Conflicted by their affinity for Lusk, the mother-daughter team have considered a litany of other options. Yet, a tenable alternative remains elusive. For Broyles and Smith, selling Rough and Refined seems to be the best option.
“We are hoping that someone will just buy what we have already established here with the restaurant,” Broyles said.
Fortunately, ravenous locals can expect to see Rough and Refined open for a little while longer.
“It makes sense to have the restaurant open for potential buyers,” Broyles said. “My main goal is to keep it open for the community too.”
Of course, the mother-daughter duo has not made the magic happen alone. They have surrounded themselves with the competent team of Tayler Kleinberg, Lacey Brott and Butch Kleinberg.
“We are extremely close to our staff,” Smith said. “We have very strong relationships here.”
The crew was even offered a chance to appear on “America’s Road Show,” a TV program featured on Food Network channel.
“They were coming through Wyoming and they were looking for fine dining restaurants,” Smith said. “We fit the criteria for that. They were super interested in us, but it was just the timing.”
“It made us very proud that they considered us,” Broyles said.
For Broyles and Smith, this recent development makes their impending departures an even sweeter sorrow.
“It’s mostly bittersweet,” Smith said. “Whoever buys the restaurant next will have a really strong following. People from all over the country have come here.”

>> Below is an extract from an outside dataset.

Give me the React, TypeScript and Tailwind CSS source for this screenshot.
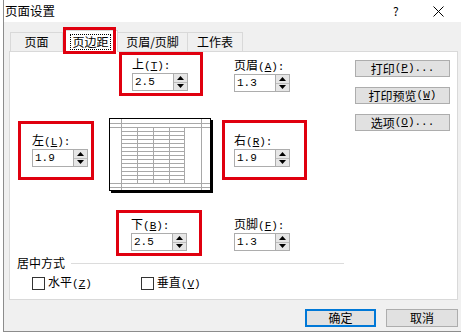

“First and foremost, it was an adventure. The best adventure,” Broyles said. “We are super grateful for the community and we will miss everyone very much.”
“We have learned so much and grown,” Smith added. “We all grew together.”
“Opening a restaurant, you’re putting your whole soul onto a plate to be tasted, judged and examined,” Broyles said.
Yet, while contented invariably left empty plates, the crew of Rough and Refined will not leave with empty hearts.
Smith said, “Lusk gave us just as much as we them.”